I might be an earning individual who tries every month to be completely financially independent (and failing miserably) but I still become a five year old when I enter a grocery store with my father. In my childhood, time with my father was rare and half my conversations with him revolved around how he owed me chocolates.

So as is customary, when my father decided to visit the store, I saw an opportunity to get myself some chocolates. We both entered the store and I happily walked to the aisle filled with chips and nachos. There was a really young boy who was picking up this immoderately priced bag of nachos. I simply picked the one next to him and walked to the counter. I couldn't help but glance back at the boy. I saw his sister go up to him and pick up a bag of chips, glance at the twenty rupee note in her hand and put it on the counter and walk out. The boy was still indecisive as to what he wanted to buy but I could tell that the twenty rupee note in his hand had also made the decision easier for him.

While my father payed for the several snacks and chocolates I had managed to carry to the counter, this scenario took me back to a childhood scene. Several years ago when I was but a young child, my father drove me to the store and gave me a hundred rupee note (which to a young child like me seemed like a million rupees). He told me to buy myself the chocolate I wanted and get back the change. While I was at the store, a young boy, barefoot and with slightly torn clothes walked in. He wanted to buy a tetra pack of frooti for which he did not have enough money. His father followed and I could see him struggling with coins to pay for what his son's heart desire. I wanted to ask the shop keeper to take the money from mine but I feared hurting their self respect or irking my dad since it was his money (Not that he got angry easily but I had never handled money on my own before). I also felt really bad for the father who didn't want to let his child down. He would have done anything, given up anything in the world at that moment to be his child's hero.

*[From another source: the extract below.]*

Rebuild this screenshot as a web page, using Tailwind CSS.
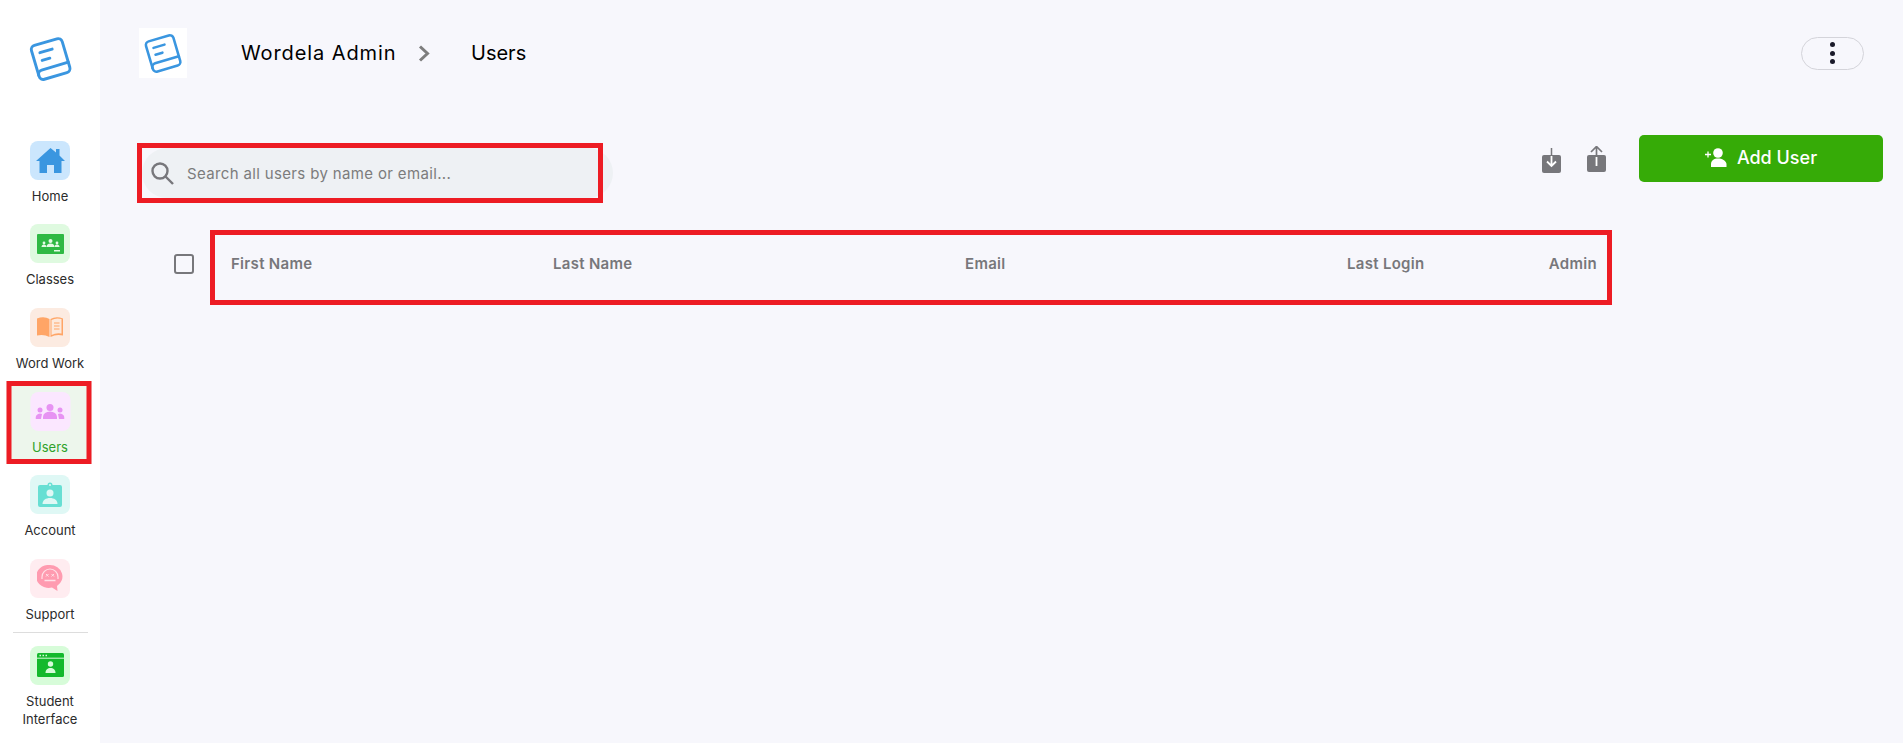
<!doctype html>
<html class="h-[743px] overflow-hidden">
<head>
<meta charset="utf-8">
<script src="https://cdn.jsdelivr.net/npm/@tailwindcss/browser@4"></script>
</head>
<body class="h-[743px] overflow-hidden bg-[#f7f7fc] font-['Inter','Liberation_Sans',sans-serif]">
<div class="flex h-[743px] w-[1903px] overflow-hidden">
  <aside class="flex w-[100px] shrink-0 flex-col items-center bg-white">
    <div class="flex h-[129.500px] w-full shrink-0 items-start justify-center pt-[35px]">
      <svg class="h-[47px] w-[45px]" viewBox="0 0 42 44" fill="none" stroke="#3a96e0" stroke-width="2.700" stroke-linecap="round" stroke-linejoin="round"><g transform="rotate(-16.500 21 22)"><rect x="6" y="6" width="30" height="33" rx="4"/><path d="M6 34a4 4 0 0 1 4-4h26"/><path d="M13 14h12M13 21.500h7.500"/></g></svg>
    </div>
    <a class="flex h-[83.700px] w-full shrink-0 flex-col items-center pt-[11px]">
      <span class="flex h-[39px] w-[40px] items-center justify-center rounded-lg bg-[#cbe6fd]">
        <svg class="h-[26px] w-[29px]" viewBox="0 0 29 26" fill="#3a96e0"><path d="M14.500 1 20 5.500V2h3.500v6.500L29 14h-3.500v12H18v-8h-7v8H3.500V14H0Z"/></svg>
      </span>
      <span class="mt-[6px] text-[13px] leading-[20px] text-[#2b2b2b]">Home</span>
    </a>
    <a class="flex h-[83.700px] w-full shrink-0 flex-col items-center pt-[11px]">
      <span class="flex h-[39px] w-[40px] items-center justify-center rounded-lg bg-[#dffae0]">
        <svg class="h-[20px] w-[27px]" viewBox="0 0 27 20"><rect width="27" height="20" rx="1" fill="#2fb944"/><g fill="#e4fae5"><circle cx="13.500" cy="7" r="2"/><path d="M9.500 13a4 3.500 0 0 1 8 0Z"/><circle cx="7" cy="9" r="1.400"/><path d="M4.500 13a2.500 2.500 0 0 1 5 0Z"/><circle cx="20" cy="9" r="1.400"/><path d="M17.500 13a2.500 2.500 0 0 1 5 0Z"/><rect x="17" y="16" width="6" height="1.500"/></g></svg>
      </span>
      <span class="mt-[6px] text-[13px] leading-[20px] text-[#2b2b2b]">Classes</span>
    </a>
    <a class="flex h-[83.700px] w-full shrink-0 flex-col items-center pt-[11px]">
      <span class="flex h-[39px] w-[40px] items-center justify-center rounded-lg bg-[#fcebe1]">
        <svg class="h-[20px] w-[26px]" viewBox="0 0 26 20"><path d="M0 1.500Q7-1 12.500 2v18Q7 17 0 18.500Z" fill="#ffa566"/><path d="M13.500 2Q19-1 26 1.500v17Q19 17 13.500 20Z" fill="#ffa566"/><path d="M14.500 3Q19 0.500 24.500 2v14.500Q19 15.500 14.500 18Z" fill="#fde9dc"/><path d="M17 6h5.500M17 9h5.500M17 12h5.500" stroke="#ffa566" stroke-width="1.200"/></svg>
      </span>
      <span class="mt-[6px] text-[13px] leading-[20px] text-[#2b2b2b]">Word Work</span>
    </a>
    <a class="flex h-[83.700px] w-[85px] shrink-0 -translate-x-[1.500px] flex-col items-center border-[5px] border-[#ed1c24] bg-[#edf6ec] pl-[3px] pt-[6px]">
      <span class="flex h-[39px] w-[40px] shrink-0 items-center justify-center rounded-lg bg-[#fbe7ff]">
        <svg class="h-[15px] w-[29px]" viewBox="0 0 29 15" fill="#e793f3"><circle cx="14.500" cy="3.500" r="3.500"/><path d="M7.500 15v-2a7 5.500 0 0 1 14 0v2Z"/><circle cx="4.500" cy="6" r="2.500"/><path d="M0 15v-1.500A4.500 4 0 0 1 6.500 10L5.500 15Z"/><circle cx="24.500" cy="6" r="2.500"/><path d="M29 15v-1.500A4.500 4 0 0 0 22.500 10L23.500 15Z"/></svg>
      </span>
      <span class="mt-[6px] text-[13px] leading-[20px] text-[#2ea12a]">Users</span>
    </a>
    <a class="flex h-[83.700px] w-full shrink-0 flex-col items-center pt-[11px]">
      <span class="flex h-[39px] w-[40px] items-center justify-center rounded-lg bg-[#dff8f5]">
        <svg class="h-[25px] w-[24px]" viewBox="0 0 24 25"><path d="M2 3h7.500a2.500 2.500 0 0 1 5 0H22a2 2 0 0 1 2 2v18a2 2 0 0 1-2 2H2a2 2 0 0 1-2-2V5a2 2 0 0 1 2-2Z" fill="#67dfd3"/><circle cx="12" cy="3" r="1" fill="#dff8f5"/><circle cx="12" cy="11" r="3.500" fill="#dff8f5"/><path d="M4.500 22c0-4 3.500-6 7.500-6s7.500 2 7.500 6Z" fill="#dff8f5"/></svg>
      </span>
      <span class="mt-[6px] text-[13px] leading-[20px] text-[#2b2b2b]">Account</span>
    </a>
    <a class="flex h-[83.700px] w-full shrink-0 flex-col items-center pt-[11px]">
      <span class="flex h-[39px] w-[40px] items-center justify-center rounded-lg bg-[#ffecf0]">
        <svg class="h-[26px] w-[26px]" viewBox="0 0 26 26"><path d="M13 0a12.500 11.500 0 0 1 7 21l.5 5-5.500-3.500A12.500 11.500 0 1 1 13 0Z" fill="#ff9bb0"/><path d="M5 14v-2a8 8 0 0 1 16 0v2" fill="none" stroke="#ffe1e8" stroke-width="1.200"/><path d="M9 9l2.500 2.500M11.500 9 9 11.500M14.500 9l2.500 2.500M17 9l-2.500 2.500" stroke="#ffe1e8" stroke-width="1"/><path d="M7.500 15.500h11" stroke="#ffe1e8" stroke-width="1.500"/></svg>
      </span>
      <span class="mt-[6px] text-[13px] leading-[20px] text-[#2b2b2b]">Support</span>
    </a>
    <div class="h-px w-[75px] shrink-0 bg-[#dddddd]"></div>
    <a class="flex w-full flex-col items-center pt-[13px]">
      <span class="flex h-[39px] w-[40px] items-center justify-center rounded-lg bg-[#d7fcd9]">
        <svg class="h-[24px] w-[27px]" viewBox="0 0 27 24"><rect width="27" height="24" rx="1.500" fill="#14b92c"/><path d="M0 5.200h27" stroke="#d7fcd9" stroke-width="1"/><path d="M2.500 2.500h1.500M5.500 2.500h1.500M8.500 2.500h1.500" stroke="#d7fcd9" stroke-width="1.400"/><circle cx="13.500" cy="11" r="2.700" fill="#d7fcd9"/><path d="M8.500 20c0-3.500 2.200-5 5-5s5 1.500 5 5Z" fill="#d7fcd9"/></svg>
      </span>
      <span class="mt-[7px] w-[80px] text-center text-[13px] leading-[18px] text-[#2b2b2b]">Student Interface</span>
    </a>
  </aside>

  <main class="min-w-0 flex-1 pl-[39px] pr-[20px] pt-[28px]">
    <header class="flex h-[50px] items-center">
      <div class="flex h-[50px] w-[48px] items-center justify-center bg-white">
        <svg class="h-[42px] w-[40px]" viewBox="0 0 42 44" fill="none" stroke="#3a96e0" stroke-width="2.700" stroke-linecap="round" stroke-linejoin="round"><g transform="rotate(-16.500 21 22)"><rect x="6" y="6" width="30" height="33" rx="4"/><path d="M6 34a4 4 0 0 1 4-4h26"/><path d="M13 14h12M13 21.500h7.500"/></g></svg>
      </div>
      <span class="ml-[54px] w-[177px] text-[20px] leading-[27px] tracking-[0.9px] text-black">Wordela Admin</span>
      <svg class="h-[17px] w-[12px]" viewBox="0 0 12 17" fill="none" stroke="#7d7d7d" stroke-width="3"><path d="M2 1.500 9.500 8.500 2 15.500"/></svg>
      <span class="ml-[41px] text-[20px] leading-[27px] text-black">Users</span>
      <button class="ml-auto mr-[19px] flex h-[33px] w-[63px] flex-col items-center justify-center gap-[3.500px] rounded-full border border-[#d4d4da]">
        <span class="size-[5px] rounded-full bg-[#1a1a2a]"></span>
        <span class="size-[5px] rounded-full bg-[#1a1a2a]"></span>
        <span class="size-[5px] rounded-full bg-[#1a1a2a]"></span>
      </button>
    </header>

    <section class="mt-[57px] flex items-start">
      <div class="relative ml-[3px] mt-[13px] flex h-[50px] w-[471px] items-center rounded-full bg-[#eef1f4] pl-[9px]">
        <svg class="h-[23px] w-[23px]" viewBox="0 0 23 23" fill="none" stroke="#77777b" stroke-width="2.400"><circle cx="9" cy="9" r="7.500"/><path d="m14.500 14.500 7.500 7.500"/></svg>
        <span class="ml-[13px] text-[15px] leading-[21px] tracking-[0.35px] text-[#7c7c7c]">Search all users by name or email...</span>
        <div class="absolute left-[-5px] top-[-5px] h-[60px] w-[466px] border-[5px] border-[#ed1c24]"></div>
      </div>
      <svg class="ml-[929px] mt-[13px] h-[25px] w-[19px]" viewBox="0 0 19 25"><rect y="7" width="19" height="18" rx="2" fill="#77777b"/><path d="M9.500 0v18" stroke="#77777b" stroke-width="1.500"/><path d="M9.500 8v10M5 13.500l4.500 4.500 4.500-4.500" stroke="#fff" stroke-width="1.800" fill="none"/></svg>
      <svg class="ml-[26px] mt-[11px] h-[26px] w-[19px]" viewBox="0 0 19 26"><rect y="9" width="19" height="17" rx="2" fill="#77777b"/><path d="M4 6l5.500-5.500L15 6M9.500 1v8" stroke="#77777b" stroke-width="1.700" fill="none"/><path d="M9.500 11v9" stroke="#fff" stroke-width="1.800"/></svg>
      <button class="ml-[33px] flex h-[47px] w-[244px] items-center justify-center rounded-[5px] bg-[#36ab07] pb-[2px]">
        <svg class="h-[19px] w-[22px]" viewBox="0 0 22 19" fill="#fff"><circle cx="13" cy="5" r="4.800"/><path d="M6 19v-3c0-3.500 3-5.500 7-5.500s8 2 8.500 5.500v3Z"/><path d="M0 6.500h6M3 3.500v6" stroke="#fff" stroke-width="1.300"/></svg>
        <span class="ml-[10px] text-[18px] font-medium leading-[24px] text-white">Add User</span>
      </button>
    </section>

    <section class="mt-[32px] flex h-[75px] items-center">
      <span class="mb-[7px] ml-[35px] block size-[20px] rounded-[3px] border-2 border-[#77777b]"></span>
      <div class="ml-[16px] flex h-[75px] w-[1402px] items-center border-[5px] border-[#ed1c24] pb-[7px] pl-[16px] pr-[10px] text-[15px] font-semibold leading-[20px] tracking-[0.3px] text-[#77777b]">
        <span class="w-[322px]">First Name</span>
        <span class="w-[412px]">Last Name</span>
        <span class="w-[382px]">Email</span>
        <span>Last Login</span>
        <span class="ml-auto">Admin</span>
      </div>
    </section>
  </main>
</div>
</body>
</html>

I went back to the car and told my dad what had happened. I will never forget what he told me that day. He told me that he would never be angry with me for helping someone and that money was just money. If it helped make me a better person or helped bring a smile to someone's face, I shouldn't think about it at all.

So it was a pretty easy decision to make when, today, I turned back, half way to the car, and walked up to the young boy and his sister and handed the back of nachos to them. While  the boy was reluctant to take it, his sister eagerly accepted it with a big smile on her face. When I turned back and walked towards my father, I could see the same smile on his face.

While the young me did not know what to do, as I continue to grow, some decisions are just so easy. Which is why I wish more people would learn to pay it forward.

Growing up, my parents were my heroes. I believe that I owned the world and that all our dreams came true. I believed we were all equal. Boys, girls, rich, poor, fair, dark...these were just words. Which is why it is so painful for me to see how some parents struggle to fulfill their children wants. For a child to learn early on that some kids are luckier than the others. That some aren't allowed to dream. That to me is just cruel.

Because discrimination is created by mankind.

Every child should be allowed to dream. To feel safe and to believe that their parents are heroes. That we are all equal.

I wish that every shop, restaurant, school and cafe in India could let us pay it forward. It is such a simple gesture but so powerful. Because I know that I wouldn't mind paying it forward every week. And I would definitely not mind that smile every day.